Written task >> Your task is to output the listing word for word, with pictures excluded.
━━━━━━━━
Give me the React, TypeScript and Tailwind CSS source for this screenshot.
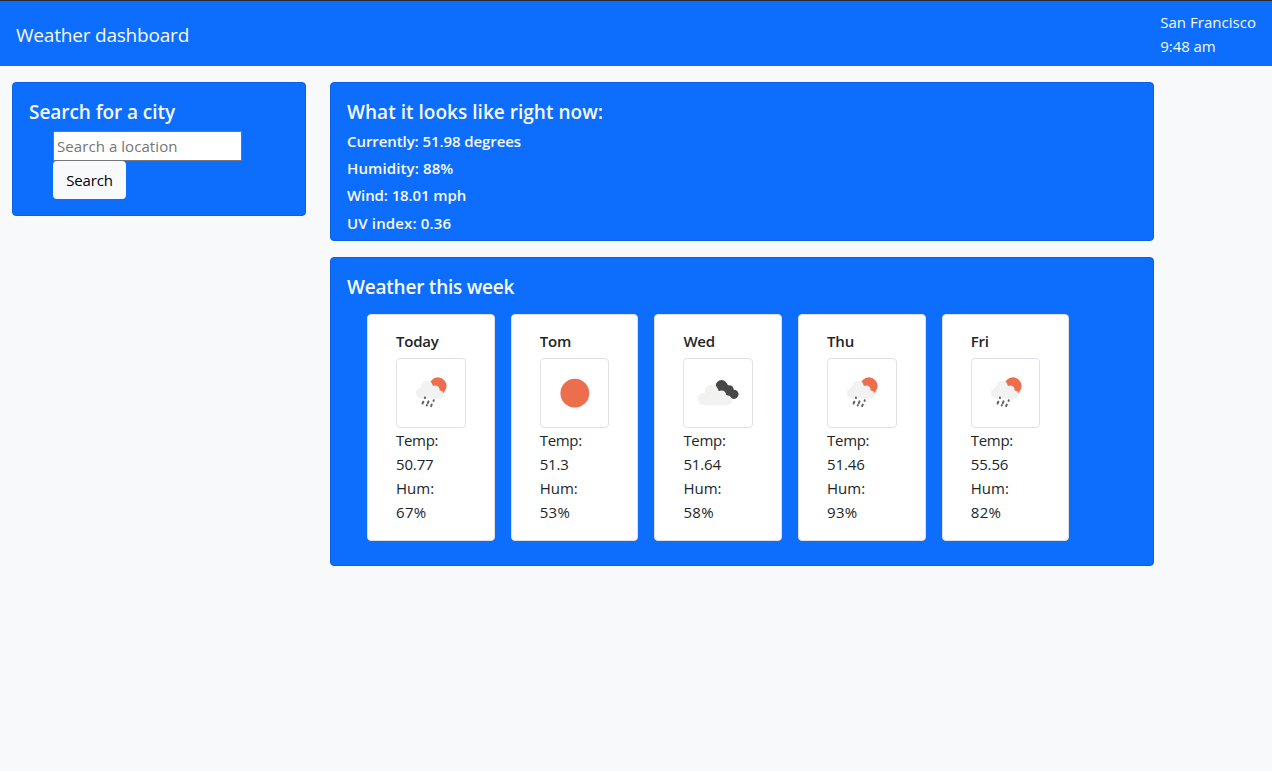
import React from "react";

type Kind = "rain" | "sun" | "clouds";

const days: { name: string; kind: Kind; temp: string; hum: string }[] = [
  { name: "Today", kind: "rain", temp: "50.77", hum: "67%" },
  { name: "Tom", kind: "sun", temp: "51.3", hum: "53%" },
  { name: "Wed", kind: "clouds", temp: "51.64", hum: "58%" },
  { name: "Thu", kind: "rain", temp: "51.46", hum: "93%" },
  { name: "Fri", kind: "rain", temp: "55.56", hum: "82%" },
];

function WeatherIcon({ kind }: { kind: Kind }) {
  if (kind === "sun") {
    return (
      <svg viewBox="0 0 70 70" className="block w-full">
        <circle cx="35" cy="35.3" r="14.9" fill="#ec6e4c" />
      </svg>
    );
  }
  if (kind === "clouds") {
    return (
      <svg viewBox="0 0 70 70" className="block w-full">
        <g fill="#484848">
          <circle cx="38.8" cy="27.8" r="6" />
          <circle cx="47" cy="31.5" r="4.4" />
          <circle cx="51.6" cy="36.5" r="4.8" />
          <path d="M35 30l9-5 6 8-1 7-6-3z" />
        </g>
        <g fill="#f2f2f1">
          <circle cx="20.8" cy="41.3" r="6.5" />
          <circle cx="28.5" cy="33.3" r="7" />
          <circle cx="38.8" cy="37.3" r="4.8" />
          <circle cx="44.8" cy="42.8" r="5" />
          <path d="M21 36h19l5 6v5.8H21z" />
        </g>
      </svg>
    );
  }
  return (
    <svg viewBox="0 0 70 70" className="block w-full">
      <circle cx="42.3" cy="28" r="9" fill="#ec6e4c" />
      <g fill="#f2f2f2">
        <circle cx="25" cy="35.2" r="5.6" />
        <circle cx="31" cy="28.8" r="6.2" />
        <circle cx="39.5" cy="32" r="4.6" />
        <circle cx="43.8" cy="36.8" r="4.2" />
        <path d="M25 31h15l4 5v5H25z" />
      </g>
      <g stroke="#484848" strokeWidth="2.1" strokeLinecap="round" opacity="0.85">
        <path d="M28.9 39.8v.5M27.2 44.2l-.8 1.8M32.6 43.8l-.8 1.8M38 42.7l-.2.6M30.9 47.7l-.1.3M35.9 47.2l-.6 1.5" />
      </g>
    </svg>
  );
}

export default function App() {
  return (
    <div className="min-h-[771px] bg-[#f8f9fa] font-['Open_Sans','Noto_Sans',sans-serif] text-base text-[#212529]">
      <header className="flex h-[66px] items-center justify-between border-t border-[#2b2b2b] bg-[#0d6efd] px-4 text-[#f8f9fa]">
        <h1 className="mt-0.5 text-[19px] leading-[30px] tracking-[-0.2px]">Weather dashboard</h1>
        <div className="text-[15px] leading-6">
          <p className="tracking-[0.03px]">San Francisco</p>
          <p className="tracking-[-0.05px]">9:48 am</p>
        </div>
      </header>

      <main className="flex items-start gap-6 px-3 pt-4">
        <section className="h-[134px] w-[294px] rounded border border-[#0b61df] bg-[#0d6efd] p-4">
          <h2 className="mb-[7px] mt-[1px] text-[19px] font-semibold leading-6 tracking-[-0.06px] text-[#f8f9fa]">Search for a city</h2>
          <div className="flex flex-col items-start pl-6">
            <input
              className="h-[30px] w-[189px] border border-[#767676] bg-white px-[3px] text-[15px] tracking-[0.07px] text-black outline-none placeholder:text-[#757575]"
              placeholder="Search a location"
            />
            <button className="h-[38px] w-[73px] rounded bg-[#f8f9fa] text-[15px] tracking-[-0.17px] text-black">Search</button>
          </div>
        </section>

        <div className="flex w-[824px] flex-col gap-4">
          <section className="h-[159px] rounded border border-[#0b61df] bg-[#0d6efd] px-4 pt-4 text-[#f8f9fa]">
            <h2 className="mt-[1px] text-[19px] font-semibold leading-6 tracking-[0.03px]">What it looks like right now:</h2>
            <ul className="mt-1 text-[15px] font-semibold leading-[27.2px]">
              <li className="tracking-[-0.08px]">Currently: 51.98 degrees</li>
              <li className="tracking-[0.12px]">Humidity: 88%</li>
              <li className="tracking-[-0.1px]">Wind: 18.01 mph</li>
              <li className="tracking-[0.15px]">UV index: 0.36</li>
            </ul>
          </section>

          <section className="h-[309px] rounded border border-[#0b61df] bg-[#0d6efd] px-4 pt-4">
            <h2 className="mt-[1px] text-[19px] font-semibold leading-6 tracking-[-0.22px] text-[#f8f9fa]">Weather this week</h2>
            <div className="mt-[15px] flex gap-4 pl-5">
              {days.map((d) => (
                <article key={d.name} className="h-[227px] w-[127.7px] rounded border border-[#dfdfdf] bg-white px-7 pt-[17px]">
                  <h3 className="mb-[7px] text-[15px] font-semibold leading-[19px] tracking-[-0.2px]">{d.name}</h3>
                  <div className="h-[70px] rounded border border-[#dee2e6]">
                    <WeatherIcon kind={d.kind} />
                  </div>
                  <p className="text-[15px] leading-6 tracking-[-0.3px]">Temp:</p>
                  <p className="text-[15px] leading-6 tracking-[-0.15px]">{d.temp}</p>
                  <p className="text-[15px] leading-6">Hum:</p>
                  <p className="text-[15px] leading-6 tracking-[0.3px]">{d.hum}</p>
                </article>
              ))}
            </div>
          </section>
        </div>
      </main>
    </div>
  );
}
━━━━━━━━
Full response >>
Give me the React, TypeScript and Tailwind CSS source for this screenshot.
import React from "react";

type Kind = "rain" | "sun" | "clouds";

const days: { name: string; kind: Kind; temp: string; hum: string }[] = [
  { name: "Today", kind: "rain", temp: "50.77", hum: "67%" },
  { name: "Tom", kind: "sun", temp: "51.3", hum: "53%" },
  { name: "Wed", kind: "clouds", temp: "51.64", hum: "58%" },
  { name: "Thu", kind: "rain", temp: "51.46", hum: "93%" },
  { name: "Fri", kind: "rain", temp: "55.56", hum: "82%" },
];

function WeatherIcon({ kind }: { kind: Kind }) {
  if (kind === "sun") {
    return (
      <svg viewBox="0 0 70 70" className="block w-full">
        <circle cx="35" cy="35.3" r="14.9" fill="#ec6e4c" />
      </svg>
    );
  }
  if (kind === "clouds") {
    return (
      <svg viewBox="0 0 70 70" className="block w-full">
        <g fill="#484848">
          <circle cx="38.8" cy="27.8" r="6" />
          <circle cx="47" cy="31.5" r="4.4" />
          <circle cx="51.6" cy="36.5" r="4.8" />
          <path d="M35 30l9-5 6 8-1 7-6-3z" />
        </g>
        <g fill="#f2f2f1">
          <circle cx="20.8" cy="41.3" r="6.5" />
          <circle cx="28.5" cy="33.3" r="7" />
          <circle cx="38.8" cy="37.3" r="4.8" />
          <circle cx="44.8" cy="42.8" r="5" />
          <path d="M21 36h19l5 6v5.8H21z" />
        </g>
      </svg>
    );
  }
  return (
    <svg viewBox="0 0 70 70" className="block w-full">
      <circle cx="42.3" cy="28" r="9" fill="#ec6e4c" />
      <g fill="#f2f2f2">
        <circle cx="25" cy="35.2" r="5.6" />
        <circle cx="31" cy="28.8" r="6.2" />
        <circle cx="39.5" cy="32" r="4.6" />
        <circle cx="43.8" cy="36.8" r="4.2" />
        <path d="M25 31h15l4 5v5H25z" />
      </g>
      <g stroke="#484848" strokeWidth="2.1" strokeLinecap="round" opacity="0.85">
        <path d="M28.9 39.8v.5M27.2 44.2l-.8 1.8M32.6 43.8l-.8 1.8M38 42.7l-.2.6M30.9 47.7l-.1.3M35.9 47.2l-.6 1.5" />
      </g>
    </svg>
  );
}

export default function App() {
  return (
    <div className="min-h-[771px] bg-[#f8f9fa] font-['Open_Sans','Noto_Sans',sans-serif] text-base text-[#212529]">
      <header className="flex h-[66px] items-center justify-between border-t border-[#2b2b2b] bg-[#0d6efd] px-4 text-[#f8f9fa]">
        <h1 className="mt-0.5 text-[19px] leading-[30px] tracking-[-0.2px]">Weather dashboard</h1>
        <div className="text-[15px] leading-6">
          <p className="tracking-[0.03px]">San Francisco</p>
          <p className="tracking-[-0.05px]">9:48 am</p>
        </div>
      </header>

      <main className="flex items-start gap-6 px-3 pt-4">
        <section className="h-[134px] w-[294px] rounded border border-[#0b61df] bg-[#0d6efd] p-4">
          <h2 className="mb-[7px] mt-[1px] text-[19px] font-semibold leading-6 tracking-[-0.06px] text-[#f8f9fa]">Search for a city</h2>
          <div className="flex flex-col items-start pl-6">
            <input
              className="h-[30px] w-[189px] border border-[#767676] bg-white px-[3px] text-[15px] tracking-[0.07px] text-black outline-none placeholder:text-[#757575]"
              placeholder="Search a location"
            />
            <button className="h-[38px] w-[73px] rounded bg-[#f8f9fa] text-[15px] tracking-[-0.17px] text-black">Search</button>
          </div>
        </section>

        <div className="flex w-[824px] flex-col gap-4">
          <section className="h-[159px] rounded border border-[#0b61df] bg-[#0d6efd] px-4 pt-4 text-[#f8f9fa]">
            <h2 className="mt-[1px] text-[19px] font-semibold leading-6 tracking-[0.03px]">What it looks like right now:</h2>
            <ul className="mt-1 text-[15px] font-semibold leading-[27.2px]">
              <li className="tracking-[-0.08px]">Currently: 51.98 degrees</li>
              <li className="tracking-[0.12px]">Humidity: 88%</li>
              <li className="tracking-[-0.1px]">Wind: 18.01 mph</li>
              <li className="tracking-[0.15px]">UV index: 0.36</li>
            </ul>
          </section>

          <section className="h-[309px] rounded border border-[#0b61df] bg-[#0d6efd] px-4 pt-4">
            <h2 className="mt-[1px] text-[19px] font-semibold leading-6 tracking-[-0.22px] text-[#f8f9fa]">Weather this week</h2>
            <div className="mt-[15px] flex gap-4 pl-5">
              {days.map((d) => (
                <article key={d.name} className="h-[227px] w-[127.7px] rounded border border-[#dfdfdf] bg-white px-7 pt-[17px]">
                  <h3 className="mb-[7px] text-[15px] font-semibold leading-[19px] tracking-[-0.2px]">{d.name}</h3>
                  <div className="h-[70px] rounded border border-[#dee2e6]">
                    <WeatherIcon kind={d.kind} />
                  </div>
                  <p className="text-[15px] leading-6 tracking-[-0.3px]">Temp:</p>
                  <p className="text-[15px] leading-6 tracking-[-0.15px]">{d.temp}</p>
                  <p className="text-[15px] leading-6">Hum:</p>
                  <p className="text-[15px] leading-6 tracking-[0.3px]">{d.hum}</p>
                </article>
              ))}
            </div>
          </section>
        </div>
      </main>
    </div>
  );
}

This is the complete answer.